Sort through the data and copy the lines holding the word "screenshot".

──────── Listed entries

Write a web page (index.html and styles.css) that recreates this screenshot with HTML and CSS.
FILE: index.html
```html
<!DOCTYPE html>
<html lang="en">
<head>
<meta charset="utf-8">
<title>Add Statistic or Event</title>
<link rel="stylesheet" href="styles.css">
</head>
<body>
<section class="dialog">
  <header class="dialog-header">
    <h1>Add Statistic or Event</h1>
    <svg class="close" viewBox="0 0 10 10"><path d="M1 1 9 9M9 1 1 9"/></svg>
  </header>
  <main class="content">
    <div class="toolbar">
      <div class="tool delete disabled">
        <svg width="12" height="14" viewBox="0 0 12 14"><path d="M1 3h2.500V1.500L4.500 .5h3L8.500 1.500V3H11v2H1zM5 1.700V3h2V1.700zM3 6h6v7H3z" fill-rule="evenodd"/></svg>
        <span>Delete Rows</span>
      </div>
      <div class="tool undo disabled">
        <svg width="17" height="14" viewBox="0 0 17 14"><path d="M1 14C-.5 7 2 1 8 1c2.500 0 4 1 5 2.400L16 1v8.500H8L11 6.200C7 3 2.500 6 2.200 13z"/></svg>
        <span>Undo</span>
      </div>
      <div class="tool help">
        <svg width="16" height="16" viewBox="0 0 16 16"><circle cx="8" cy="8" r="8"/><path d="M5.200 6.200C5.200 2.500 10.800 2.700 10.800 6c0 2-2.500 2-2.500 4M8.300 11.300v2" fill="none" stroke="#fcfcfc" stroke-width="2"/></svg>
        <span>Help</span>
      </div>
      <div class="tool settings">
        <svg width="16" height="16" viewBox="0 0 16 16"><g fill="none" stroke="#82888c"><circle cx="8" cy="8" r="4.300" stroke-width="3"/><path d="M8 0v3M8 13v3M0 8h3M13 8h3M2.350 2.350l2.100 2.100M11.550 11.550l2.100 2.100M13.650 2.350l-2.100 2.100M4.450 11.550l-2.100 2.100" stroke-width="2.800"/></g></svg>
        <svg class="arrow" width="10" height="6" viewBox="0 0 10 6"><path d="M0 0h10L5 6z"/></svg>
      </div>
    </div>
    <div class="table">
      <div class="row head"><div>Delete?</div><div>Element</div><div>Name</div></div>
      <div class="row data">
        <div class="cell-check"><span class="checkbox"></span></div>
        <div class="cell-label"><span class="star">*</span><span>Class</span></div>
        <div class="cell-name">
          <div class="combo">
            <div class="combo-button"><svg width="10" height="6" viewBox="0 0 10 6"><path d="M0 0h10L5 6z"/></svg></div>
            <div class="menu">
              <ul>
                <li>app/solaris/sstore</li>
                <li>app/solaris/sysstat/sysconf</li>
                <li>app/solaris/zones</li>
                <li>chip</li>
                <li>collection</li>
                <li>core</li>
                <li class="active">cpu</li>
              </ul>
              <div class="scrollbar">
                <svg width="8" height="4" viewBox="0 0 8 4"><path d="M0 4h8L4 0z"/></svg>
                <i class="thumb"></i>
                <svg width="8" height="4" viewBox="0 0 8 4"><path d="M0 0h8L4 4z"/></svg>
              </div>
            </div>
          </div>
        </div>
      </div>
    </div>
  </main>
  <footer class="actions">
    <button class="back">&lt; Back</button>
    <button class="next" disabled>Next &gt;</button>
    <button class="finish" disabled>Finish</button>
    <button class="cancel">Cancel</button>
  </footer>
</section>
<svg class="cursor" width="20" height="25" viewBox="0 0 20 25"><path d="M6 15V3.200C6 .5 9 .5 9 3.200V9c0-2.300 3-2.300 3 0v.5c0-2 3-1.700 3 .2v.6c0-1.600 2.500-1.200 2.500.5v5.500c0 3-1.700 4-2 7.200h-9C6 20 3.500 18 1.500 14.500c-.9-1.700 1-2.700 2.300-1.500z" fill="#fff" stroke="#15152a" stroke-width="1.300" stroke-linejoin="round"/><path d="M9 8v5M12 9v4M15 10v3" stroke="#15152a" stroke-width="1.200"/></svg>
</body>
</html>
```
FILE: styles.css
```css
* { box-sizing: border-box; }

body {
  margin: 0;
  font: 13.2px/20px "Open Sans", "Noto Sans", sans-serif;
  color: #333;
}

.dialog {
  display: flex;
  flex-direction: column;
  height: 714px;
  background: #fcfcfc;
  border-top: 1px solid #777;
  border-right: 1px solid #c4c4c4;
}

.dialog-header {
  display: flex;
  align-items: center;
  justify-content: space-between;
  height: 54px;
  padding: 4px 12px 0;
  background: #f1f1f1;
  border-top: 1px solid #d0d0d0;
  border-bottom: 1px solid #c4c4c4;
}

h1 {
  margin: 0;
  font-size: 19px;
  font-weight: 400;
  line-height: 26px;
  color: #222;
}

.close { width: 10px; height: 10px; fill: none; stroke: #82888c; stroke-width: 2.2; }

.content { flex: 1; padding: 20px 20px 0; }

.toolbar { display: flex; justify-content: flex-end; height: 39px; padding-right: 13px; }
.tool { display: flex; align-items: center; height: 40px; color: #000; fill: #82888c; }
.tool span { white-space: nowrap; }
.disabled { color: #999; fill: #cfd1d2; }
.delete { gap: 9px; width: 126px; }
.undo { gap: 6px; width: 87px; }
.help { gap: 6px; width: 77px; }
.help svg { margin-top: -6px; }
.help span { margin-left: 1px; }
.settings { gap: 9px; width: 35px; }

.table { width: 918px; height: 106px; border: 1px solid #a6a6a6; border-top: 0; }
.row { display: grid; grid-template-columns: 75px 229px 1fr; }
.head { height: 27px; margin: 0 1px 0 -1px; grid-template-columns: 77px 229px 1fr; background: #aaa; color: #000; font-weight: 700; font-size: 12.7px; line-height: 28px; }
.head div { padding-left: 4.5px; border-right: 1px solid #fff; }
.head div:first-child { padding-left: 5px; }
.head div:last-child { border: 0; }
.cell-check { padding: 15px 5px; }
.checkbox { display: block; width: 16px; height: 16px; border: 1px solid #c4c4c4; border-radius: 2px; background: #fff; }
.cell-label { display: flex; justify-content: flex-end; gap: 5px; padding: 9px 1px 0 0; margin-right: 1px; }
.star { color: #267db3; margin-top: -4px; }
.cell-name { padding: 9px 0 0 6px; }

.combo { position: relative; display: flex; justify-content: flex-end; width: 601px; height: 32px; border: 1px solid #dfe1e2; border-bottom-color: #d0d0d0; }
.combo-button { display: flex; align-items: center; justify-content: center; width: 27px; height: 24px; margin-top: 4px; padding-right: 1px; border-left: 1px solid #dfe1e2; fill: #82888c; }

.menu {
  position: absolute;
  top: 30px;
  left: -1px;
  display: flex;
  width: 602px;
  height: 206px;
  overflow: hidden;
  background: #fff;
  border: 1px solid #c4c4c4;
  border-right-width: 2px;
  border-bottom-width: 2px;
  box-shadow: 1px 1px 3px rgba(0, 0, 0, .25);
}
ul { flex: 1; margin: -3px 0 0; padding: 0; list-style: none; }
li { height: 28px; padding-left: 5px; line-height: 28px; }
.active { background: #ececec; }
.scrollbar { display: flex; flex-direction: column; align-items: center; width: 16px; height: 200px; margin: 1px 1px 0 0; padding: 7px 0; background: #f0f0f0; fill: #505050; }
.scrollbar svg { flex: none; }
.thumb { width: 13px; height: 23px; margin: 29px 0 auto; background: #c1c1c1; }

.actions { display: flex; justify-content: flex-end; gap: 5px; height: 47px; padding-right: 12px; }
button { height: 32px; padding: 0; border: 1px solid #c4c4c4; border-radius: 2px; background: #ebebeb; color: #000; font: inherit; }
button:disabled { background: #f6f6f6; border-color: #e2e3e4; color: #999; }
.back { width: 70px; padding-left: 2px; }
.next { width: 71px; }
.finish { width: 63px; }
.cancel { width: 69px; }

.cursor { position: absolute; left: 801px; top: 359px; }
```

────────────────
──────── Listed entries

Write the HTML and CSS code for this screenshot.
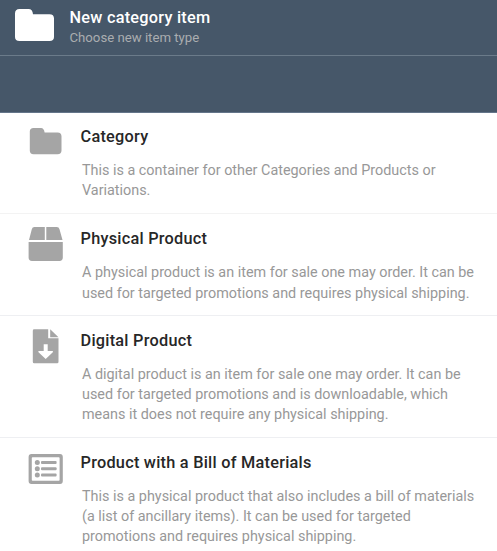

────────────────
──────── Listed entries

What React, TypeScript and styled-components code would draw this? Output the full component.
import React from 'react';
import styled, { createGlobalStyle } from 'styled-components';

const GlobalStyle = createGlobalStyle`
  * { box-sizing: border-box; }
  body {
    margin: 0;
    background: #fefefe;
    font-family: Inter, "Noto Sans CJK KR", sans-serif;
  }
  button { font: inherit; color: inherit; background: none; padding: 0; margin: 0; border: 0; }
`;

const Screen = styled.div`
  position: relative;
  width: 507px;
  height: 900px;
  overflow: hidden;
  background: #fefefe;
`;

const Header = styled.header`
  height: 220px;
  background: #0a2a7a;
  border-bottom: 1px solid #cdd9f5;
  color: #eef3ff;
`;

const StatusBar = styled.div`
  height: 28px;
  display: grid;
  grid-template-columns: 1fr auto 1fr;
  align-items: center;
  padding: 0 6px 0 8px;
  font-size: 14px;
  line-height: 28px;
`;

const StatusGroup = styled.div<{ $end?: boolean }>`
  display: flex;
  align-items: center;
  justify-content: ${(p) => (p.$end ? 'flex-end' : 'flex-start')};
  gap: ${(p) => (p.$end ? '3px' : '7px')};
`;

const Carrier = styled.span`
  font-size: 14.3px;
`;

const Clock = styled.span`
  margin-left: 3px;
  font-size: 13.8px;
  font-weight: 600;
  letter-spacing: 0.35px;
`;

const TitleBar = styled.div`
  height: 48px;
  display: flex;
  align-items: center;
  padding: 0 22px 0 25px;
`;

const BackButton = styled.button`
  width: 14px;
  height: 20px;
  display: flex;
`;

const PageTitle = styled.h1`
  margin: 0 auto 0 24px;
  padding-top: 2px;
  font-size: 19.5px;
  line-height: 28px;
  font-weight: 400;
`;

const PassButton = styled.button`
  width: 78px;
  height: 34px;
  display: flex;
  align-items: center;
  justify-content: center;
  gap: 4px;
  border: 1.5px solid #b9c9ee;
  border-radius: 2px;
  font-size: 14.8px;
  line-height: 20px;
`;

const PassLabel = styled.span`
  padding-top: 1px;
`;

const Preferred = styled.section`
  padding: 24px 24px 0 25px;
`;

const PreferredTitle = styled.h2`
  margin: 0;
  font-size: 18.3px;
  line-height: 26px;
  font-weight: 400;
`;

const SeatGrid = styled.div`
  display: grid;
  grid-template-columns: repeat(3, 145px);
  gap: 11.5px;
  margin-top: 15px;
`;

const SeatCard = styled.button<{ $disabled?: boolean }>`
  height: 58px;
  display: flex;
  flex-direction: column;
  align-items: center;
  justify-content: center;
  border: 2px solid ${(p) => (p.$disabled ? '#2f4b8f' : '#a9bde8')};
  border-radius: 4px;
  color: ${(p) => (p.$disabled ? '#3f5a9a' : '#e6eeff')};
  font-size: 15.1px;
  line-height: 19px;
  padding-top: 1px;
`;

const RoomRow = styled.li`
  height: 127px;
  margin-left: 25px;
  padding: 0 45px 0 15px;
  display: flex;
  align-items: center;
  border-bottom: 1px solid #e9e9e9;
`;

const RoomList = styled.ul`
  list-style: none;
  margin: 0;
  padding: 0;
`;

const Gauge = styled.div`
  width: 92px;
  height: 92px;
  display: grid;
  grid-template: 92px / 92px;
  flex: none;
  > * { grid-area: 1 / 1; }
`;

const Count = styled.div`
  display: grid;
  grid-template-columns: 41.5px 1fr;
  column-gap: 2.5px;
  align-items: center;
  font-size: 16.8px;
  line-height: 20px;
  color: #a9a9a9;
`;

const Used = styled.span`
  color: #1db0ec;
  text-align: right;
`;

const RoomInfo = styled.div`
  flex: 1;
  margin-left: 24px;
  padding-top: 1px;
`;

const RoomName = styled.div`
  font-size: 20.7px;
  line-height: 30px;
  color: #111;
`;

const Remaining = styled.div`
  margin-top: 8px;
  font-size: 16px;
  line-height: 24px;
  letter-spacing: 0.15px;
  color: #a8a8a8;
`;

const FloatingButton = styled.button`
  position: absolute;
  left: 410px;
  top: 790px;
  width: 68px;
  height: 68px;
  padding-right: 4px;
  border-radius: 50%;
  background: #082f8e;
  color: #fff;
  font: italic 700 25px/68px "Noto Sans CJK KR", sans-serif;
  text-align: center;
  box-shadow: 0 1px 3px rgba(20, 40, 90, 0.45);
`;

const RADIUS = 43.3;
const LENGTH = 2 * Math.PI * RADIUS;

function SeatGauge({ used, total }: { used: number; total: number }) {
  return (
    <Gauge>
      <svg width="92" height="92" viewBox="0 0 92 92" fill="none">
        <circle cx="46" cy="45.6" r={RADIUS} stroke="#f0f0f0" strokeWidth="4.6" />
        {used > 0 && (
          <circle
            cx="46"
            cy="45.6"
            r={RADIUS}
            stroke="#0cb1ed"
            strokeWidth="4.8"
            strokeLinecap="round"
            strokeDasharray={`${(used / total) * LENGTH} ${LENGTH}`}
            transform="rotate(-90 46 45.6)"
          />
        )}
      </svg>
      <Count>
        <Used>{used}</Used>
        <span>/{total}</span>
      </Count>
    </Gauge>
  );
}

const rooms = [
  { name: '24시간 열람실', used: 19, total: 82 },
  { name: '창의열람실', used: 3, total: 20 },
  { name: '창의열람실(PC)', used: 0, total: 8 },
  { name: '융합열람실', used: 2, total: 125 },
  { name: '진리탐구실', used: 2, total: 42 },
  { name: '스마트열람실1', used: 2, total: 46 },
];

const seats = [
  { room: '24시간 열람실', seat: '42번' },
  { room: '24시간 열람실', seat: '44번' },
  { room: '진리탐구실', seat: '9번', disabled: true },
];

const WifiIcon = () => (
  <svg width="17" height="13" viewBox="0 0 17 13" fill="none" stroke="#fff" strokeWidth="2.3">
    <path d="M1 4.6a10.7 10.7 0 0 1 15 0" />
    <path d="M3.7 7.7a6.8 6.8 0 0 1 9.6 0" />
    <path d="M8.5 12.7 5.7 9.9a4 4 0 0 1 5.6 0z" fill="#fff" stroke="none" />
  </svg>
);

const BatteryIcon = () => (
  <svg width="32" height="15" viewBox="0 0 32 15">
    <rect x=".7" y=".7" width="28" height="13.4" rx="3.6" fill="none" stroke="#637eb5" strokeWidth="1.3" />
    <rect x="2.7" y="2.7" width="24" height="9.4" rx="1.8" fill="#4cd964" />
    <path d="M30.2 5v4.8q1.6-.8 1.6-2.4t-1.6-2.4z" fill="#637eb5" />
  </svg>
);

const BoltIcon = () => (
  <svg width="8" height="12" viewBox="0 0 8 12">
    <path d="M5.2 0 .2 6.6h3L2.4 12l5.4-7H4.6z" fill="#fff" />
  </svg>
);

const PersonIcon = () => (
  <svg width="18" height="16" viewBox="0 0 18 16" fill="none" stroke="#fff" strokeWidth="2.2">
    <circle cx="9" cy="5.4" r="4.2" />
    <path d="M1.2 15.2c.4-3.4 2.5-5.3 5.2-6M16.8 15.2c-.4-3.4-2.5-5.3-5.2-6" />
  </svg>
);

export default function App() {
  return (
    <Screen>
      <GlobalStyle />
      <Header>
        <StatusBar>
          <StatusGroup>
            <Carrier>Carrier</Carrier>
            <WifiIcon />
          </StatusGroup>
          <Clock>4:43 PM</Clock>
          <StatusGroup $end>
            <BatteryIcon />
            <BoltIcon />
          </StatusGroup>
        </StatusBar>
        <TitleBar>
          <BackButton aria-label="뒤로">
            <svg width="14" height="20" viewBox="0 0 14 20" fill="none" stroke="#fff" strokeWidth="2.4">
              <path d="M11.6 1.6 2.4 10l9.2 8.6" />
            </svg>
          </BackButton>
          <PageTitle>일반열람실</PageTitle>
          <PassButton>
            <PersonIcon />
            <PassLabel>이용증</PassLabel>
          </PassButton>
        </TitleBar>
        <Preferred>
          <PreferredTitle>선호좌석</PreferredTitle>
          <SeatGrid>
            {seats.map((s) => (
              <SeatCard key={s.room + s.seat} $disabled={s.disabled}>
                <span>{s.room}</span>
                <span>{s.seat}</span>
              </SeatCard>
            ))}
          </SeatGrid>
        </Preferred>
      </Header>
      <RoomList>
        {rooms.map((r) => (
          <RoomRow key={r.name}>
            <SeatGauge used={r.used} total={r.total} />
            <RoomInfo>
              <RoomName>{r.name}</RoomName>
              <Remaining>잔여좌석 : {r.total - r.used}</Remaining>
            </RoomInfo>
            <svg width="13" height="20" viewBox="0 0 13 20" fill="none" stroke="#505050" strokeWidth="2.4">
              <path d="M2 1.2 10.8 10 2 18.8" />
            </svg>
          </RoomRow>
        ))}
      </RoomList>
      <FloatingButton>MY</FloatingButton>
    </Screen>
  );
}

────────────────

| Exercise answer |
Write a web page (index.html and styles.css) that recreates this screenshot with HTML and CSS.
Write the HTML and CSS code for this screenshot.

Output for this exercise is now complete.